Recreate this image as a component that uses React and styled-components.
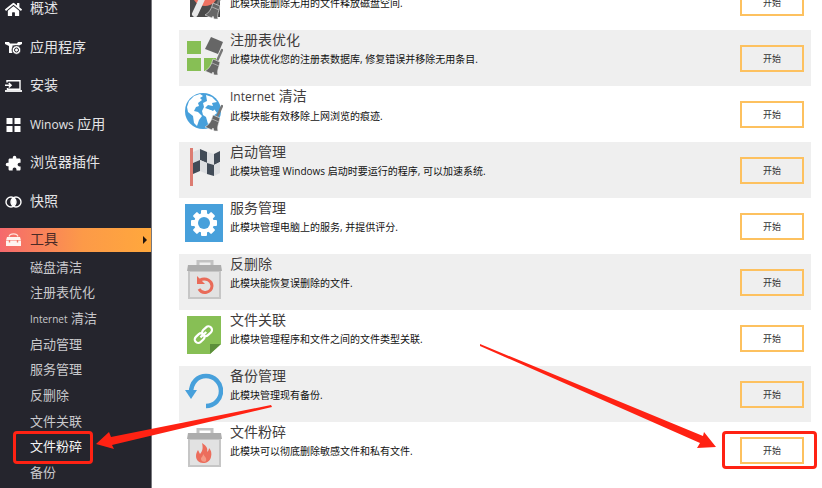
import React from "react";
import styled, { createGlobalStyle, css } from "styled-components";
import { FaHome } from "react-icons/fa";
import { MdExtension } from "react-icons/md";

const GlobalStyle = createGlobalStyle`
  * { box-sizing: border-box; }
  body {
    margin: 0;
    background: #fff;
    font-family: "Open Sans", "Noto Sans CJK SC", sans-serif;
  }
`;

const Page = styled.div`
  position: relative;
  display: flex;
  height: 100vh;
  overflow: hidden;
`;

const Sidebar = styled.aside`
  flex: 0 0 152px;
  background: #25252d;
  border-right: 1px solid #77777c;
`;

const NavList = styled.ul`
  list-style: none;
  margin: -3px 0 0;
  padding: 0;
  height: 255px;
  display: flex;
  flex-direction: column;
  justify-content: space-between;
`;

const NavLink = styled.a`
  display: flex;
  align-items: center;
  gap: 8px;
  height: 24px;
  padding: 0 4px 0 5px;
  font-size: 14px;
  line-height: 22px;
  color: #e4e4e6;
  text-decoration: none;
  white-space: nowrap;

  svg {
    flex: none;
    color: #fff;
  }

  ${(p) =>
    p.$active &&
    css`
      background: linear-gradient(90deg, #f5696d, #fc9a48 55%, #ffa83c);
      color: #4b2b27;
    `}
`;

const NavLabel = styled.span`
  height: 24px;
`;

const MirroredExtension = styled(MdExtension)`
  transform: scaleX(-1);
`;

const Caret = styled.span`
  margin-left: auto;
  border-left: 4px solid #21160f;
  border-top: 4px solid transparent;
  border-bottom: 4px solid transparent;
`;

const SubList = styled.ul`
  list-style: none;
  margin: 2px 0 0;
  padding: 0 0 0 30px;
  height: 231px;
  display: grid;
  grid-auto-rows: 1fr;
`;

const SubItem = styled.li`
  position: relative;
  display: flex;
  align-items: center;
`;

const SubLink = styled.a`
  font-size: 13px;
  line-height: 20px;
  color: ${(p) => (p.$current ? "#f4f4f4" : "#c9c9cc")};
  text-decoration: none;
`;

const Latin = styled.span`
  font-size: ${(p) => p.$size}px;
`;

const Highlight = styled.span`
  position: absolute;
  inset: ${(p) => p.$inset};
  border: 3px solid #ff2213;
  border-radius: 4px;
  pointer-events: none;
`;

const Content = styled.main`
  flex: 1;
  min-width: 0;
  padding: 0 11px 0 27px;
  overflow: hidden;
`;

const ModuleList = styled.ul`
  list-style: none;
  margin: -26px 0 0;
  padding: 0;
`;

const ModuleRow = styled.li`
  display: flex;
  align-items: flex-start;
  gap: 7px;
  height: 56px;
  padding: 0 7px 0 6px;

  &:nth-child(even) {
    background: #efefef;
  }
`;

const ModuleIcon = styled.svg`
  flex: none;
  width: 38px;
  height: 40px;
  margin-top: 6px;
`;

const ModuleText = styled.div`
  flex: 1;
  min-width: 0;
`;

const Title = styled.h2`
  margin: 0;
  font-size: 14px;
  font-weight: 400;
  line-height: 20px;
  color: #3f3c3c;
`;

const Description = styled.p`
  margin: 0;
  font-size: 10px;
  line-height: 18px;
  color: #111;
  white-space: nowrap;
`;

const ButtonSlot = styled.div`
  position: relative;
  margin-top: 15px;
`;

const StartButton = styled.button`
  display: block;
  width: 64px;
  height: 27px;
  padding: 0;
  border: 2px solid #fdc15f;
  background: transparent;
  font-family: inherit;
  font-size: 9px;
  line-height: 20px;
  color: #333;
`;

const ArrowToMenu = styled.svg`
  position: absolute;
  left: 95px;
  top: 400px;
  width: 180px;
  height: 55px;
  pointer-events: none;
`;

const ArrowToButton = styled.svg`
  position: absolute;
  right: 102px;
  top: 340px;
  width: 245px;
  height: 115px;
  pointer-events: none;
`;

const AppsIcon = () => (
  <svg width="17" height="16" viewBox="0 0 17 16">
    <path d="M0 2h4l1 1.5h7L13 2h4v2l-3 1.5H7.5V13H4V6L0 4z" fill="currentColor" />
    <circle cx="11.5" cy="10" r="4.4" fill="currentColor" stroke="#25252d" />
    <circle cx="11.5" cy="10" r="2" fill="none" stroke="#25252d" />
  </svg>
);

const InstallIcon = () => (
  <svg width="17" height="16" viewBox="0 0 17 16" fill="none" stroke="currentColor">
    <path d="M2 4.5V2.7h13v8.6H2.5V10" strokeWidth="1.4" />
    <path d="M0 7.3h5.5M3.8 5l2.4 2.3-2.4 2.3" strokeWidth="1.4" />
    <path d="M0 13h17" strokeWidth="1.8" />
  </svg>
);

const WindowsIcon = () => (
  <svg width="17" height="16" viewBox="0 0 17 16" fill="currentColor">
    <path d="M1.5 1h6v6h-6zM9.5 1h6v6h-6zM1.5 9h6v6h-6zM9.5 9h6v6h-6z" />
  </svg>
);

const SnapshotIcon = () => (
  <svg width="17" height="16" viewBox="0 0 17 16">
    <path d="M8.5 3.8a5 5 0 0 1 0 8.4a5 5 0 0 1 0-8.4z" fill="currentColor" />
    <circle cx="6" cy="8" r="5" fill="none" stroke="currentColor" strokeWidth="1.4" />
    <circle cx="11" cy="8" r="5" fill="none" stroke="currentColor" strokeWidth="1.4" />
  </svg>
);

const ToolboxIcon = () => (
  <svg width="17" height="16" viewBox="0 0 17 16">
    <path d="M4 4.5C5 1 12 1 13 4.5" fill="none" stroke="#ffe3da" strokeWidth="1.2" />
    <path d="M2 5h13l1 3.5H1z" fill="#fff4ef" />
    <path d="M1 9h15v5H1z" fill="#fff4ef" />
    <path d="M4.5 8v2.4M12.5 8v2.4" stroke="#f37c68" strokeWidth="1.4" />
  </svg>
);

const Broom = () => (
  <g>
    <path d="M37 14 32 25" stroke="#777" strokeWidth="2.4" strokeLinecap="round" />
    <path
      d="M28 23l7 3-1 4c-1 3-2 6-1 9h-4l-1-3-1 2-7-3c4-2 6-6 7-9z"
      fill="#666"
      stroke="#efefef"
      strokeWidth="0.6"
    />
    <path d="M27 27l7 3" stroke="#aaa" />
  </g>
);

const Bin = ({ children }) => (
  <>
    <path d="M13 5V1h14v4" fill="none" stroke="#c2c2c2" strokeWidth="3" />
    <path d="M4 11h31v27H4z" fill="#e2e2e2" stroke="#c6c6c6" strokeWidth="2" />
    <path d="M3 5h33l1 6H2z" fill="#adadad" />
    {children}
  </>
);

const flagEdges = [
  [8, 4],
  [15, 1],
  [22, 4],
  [29, 6],
  [35, 3],
];

const flagCells = [0, 1].flatMap((row) =>
  [0, 1, 2, 3].map((col) => {
    const [x1, y1] = flagEdges[col];
    const [x2, y2] = flagEdges[col + 1];
    const top = row * 11;
    return {
      points: `${x1},${y1 + top} ${x2},${y2 + top} ${x2},${y2 + top + 11} ${x1},${y1 + top + 11}`,
      fill: (row + col) % 2 ? "#414b57" : "#dcdee1",
    };
  })
);

const drawings = {
  disk: (
    <>
      <path d="M5 2h30v35H5z" fill="#4a4a4a" />
      <circle cx="20" cy="13" r="13" fill="#ee7261" />
      <path d="M10 34l7-15" stroke="#e9e9e9" strokeWidth="6" strokeLinecap="round" />
      <Broom />
    </>
  ),
  registry: (
    <>
      <path d="M2 5h14v13H2zM2 22h14v13H2zM19 22h12v13H19z" fill="#87bf55" />
      <path d="M26 1l12 5-5 12-13-5z" fill="#666" />
      <Broom />
    </>
  ),
  globe: (
    <>
      <circle cx="18" cy="19" r="18" fill="#47a0db" />
      <path
        d="M4 9l5-5 6-2 3 2-3 2 2 2-4 3 1 3-3 1-2 4 4 1 4 4-3 4-2 6-3-3-1-7-5-4-1-5z"
        fill="#fff"
      />
      <path d="M21 3l6 2 5 5-5 1 1 3-5-1-3 3 6 2 3-1 3 4-4 3-1 6-4 2-2-7-3-2-1-4 2-4-1-4 4-2z" fill="#fff" />
      <path d="M24 14l7 2-3 3-6-3z" fill="#47a0db" />
      <Broom />
    </>
  ),
  flag: (
    <>
      {flagCells.map((cell) => (
        <polygon key={cell.points} {...cell} />
      ))}
      <path d="M5 0h3v38H5z" fill="#dc7c72" />
    </>
  ),
  gear: (
    <>
      <path d="M0 0h38v38H0z" fill="#47a0db" />
      <g fill="#fff">
        {[0, 45, 90, 135].map((angle) => (
          <rect key={angle} x="16" y="6" width="6" height="26" rx="1" transform={`rotate(${angle} 19 19)`} />
        ))}
        <circle cx="19" cy="19" r="10" />
      </g>
      <circle cx="19" cy="19" r="6" fill="#47a0db" />
    </>
  ),
  restore: (
    <Bin>
      <path d="M15 20c6-3 12 1 12 6a7 7 0 0 1-13 3" fill="none" stroke="#e96b59" strokeWidth="3" />
      <path d="M12 16v8h8z" fill="#e96b59" />
    </Bin>
  ),
  file: (
    <>
      <path d="M2 0h34v28L25 38H2z" fill="#87bf55" />
      <path d="M36 28H25v10z" fill="#5c8f3b" />
      <g fill="none" stroke="#fff" strokeWidth="2.2" transform="rotate(-43 18 19)">
        <rect x="8" y="15.5" width="11" height="7" rx="3.5" />
        <rect x="18" y="15.5" width="11" height="7" rx="3.5" />
        <path d="M14.5 19h8" />
      </g>
    </>
  ),
  backup: (
    <>
      <path d="M6 21C6 10 13 4 21 4a15 15 0 0 1 0 30" fill="none" stroke="#47a0db" strokeWidth="4.5" />
      <path d="M0 18h12L6 27z" fill="#47a0db" />
    </>
  ),
  shred: (
    <Bin>
      <path
        d="M17 15c5 3 6 6 5 9 1-1 2-2 2-4 2 2 3 5 2 9-1 4-4 6-8 6s-7-3-7-7c0-3 1-4 2-6l2 4c3-3 3-7 2-11z"
        fill="#ec6d5c"
      />
      <path d="M18 26c2 3 4 4 3 7-2 2-5 0-5-2 0-2 2-2 2-5z" fill="#f49a86" />
    </Bin>
  ),
};

const navItems = [
  { label: "概述", icon: <FaHome size={17} /> },
  { label: "应用程序", icon: <AppsIcon /> },
  { label: "安装", icon: <InstallIcon /> },
  { latin: "Winows", label: " 应用", icon: <WindowsIcon /> },
  { label: "浏览器插件", icon: <MirroredExtension size={17} /> },
  { label: "快照", icon: <SnapshotIcon /> },
  { label: "工具", icon: <ToolboxIcon />, active: true },
];

const subItems = [
  { label: "磁盘清洁" },
  { label: "注册表优化" },
  { latin: "Internet", label: " 清洁" },
  { label: "启动管理" },
  { label: "服务管理" },
  { label: "反删除" },
  { label: "文件关联" },
  { label: "文件粉碎", current: true },
  { label: "备份" },
];

const modules = [
  { icon: "disk", title: "磁盘清洁", text: "此模块能删除无用的文件释放磁盘空间." },
  { icon: "registry", title: "注册表优化", text: "此模块优化您的注册表数据库, 修复错误并移除无用条目." },
  { icon: "globe", latin: "Internet", title: " 清洁", text: "此模块能有效移除上网浏览的痕迹." },
  { icon: "flag", title: "启动管理", text: "此模块管理 Windows 启动时要运行的程序, 可以加速系统." },
  { icon: "gear", title: "服务管理", text: "此模块管理电脑上的服务, 并提供评分." },
  { icon: "restore", title: "反删除", text: "此模块能恢复误删除的文件." },
  { icon: "file", title: "文件关联", text: "此模块管理程序和文件之间的文件类型关联." },
  { icon: "backup", title: "备份管理", text: "此模块管理现有备份." },
  { icon: "shred", title: "文件粉碎", text: "此模块可以彻底删除敏感文件和私有文件.", highlighted: true },
];

export default function App() {
  return (
    <>
      <GlobalStyle />
      <Page>
        <Sidebar>
          <nav>
            <NavList>
              {navItems.map(({ label, latin, icon, active }) => (
                <li key={label}>
                  <NavLink href="#" $active={active}>
                    {icon}
                    <NavLabel>
                      {latin && <Latin $size={12}>{latin}</Latin>}
                      {label}
                    </NavLabel>
                    {active && <Caret />}
                  </NavLink>
                </li>
              ))}
            </NavList>
            <SubList>
              {subItems.map(({ label, latin, current }) => (
                <SubItem key={label}>
                  <SubLink href="#" $current={current}>
                    {latin && <Latin $size={10}>{latin}</Latin>}
                    {label}
                  </SubLink>
                  {current && <Highlight $inset="-3px 58px -5px -17px" />}
                </SubItem>
              ))}
            </SubList>
          </nav>
        </Sidebar>
        <Content>
          <ModuleList>
            {modules.map(({ icon, title, latin, text, highlighted }) => (
              <ModuleRow key={title}>
                <ModuleIcon viewBox="0 0 38 40" aria-hidden="true">
                  {drawings[icon]}
                </ModuleIcon>
                <ModuleText>
                  <Title>
                    {latin && <Latin $size={12}>{latin}</Latin>}
                    {title}
                  </Title>
                  <Description>{text}</Description>
                </ModuleText>
                <ButtonSlot>
                  <StartButton type="button">开始</StartButton>
                  {highlighted && <Highlight $inset="-6px -13px -5px -18px" />}
                </ButtonSlot>
              </ModuleRow>
            ))}
          </ModuleList>
        </Content>
        <ArrowToMenu viewBox="95 400 180 55" aria-hidden="true">
          <path d="M96 444l13-12 2 5 160-32 1 2-160 38 2 4z" fill="#ff2213" />
        </ArrowToMenu>
        <ArrowToButton viewBox="475 340 245 115" aria-hidden="true">
          <path d="M716 447l-12-15-1 4-223-92v2l220 97-3 5z" fill="#ff2213" />
        </ArrowToButton>
      </Page>
    </>
  );
}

......

◆ **Exercise goal**
Copy each line that holds the word "components".

◆ **Correct answer**
Recreate this image as a component that uses React and styled-components.
import styled, { createGlobalStyle, css } from "styled-components";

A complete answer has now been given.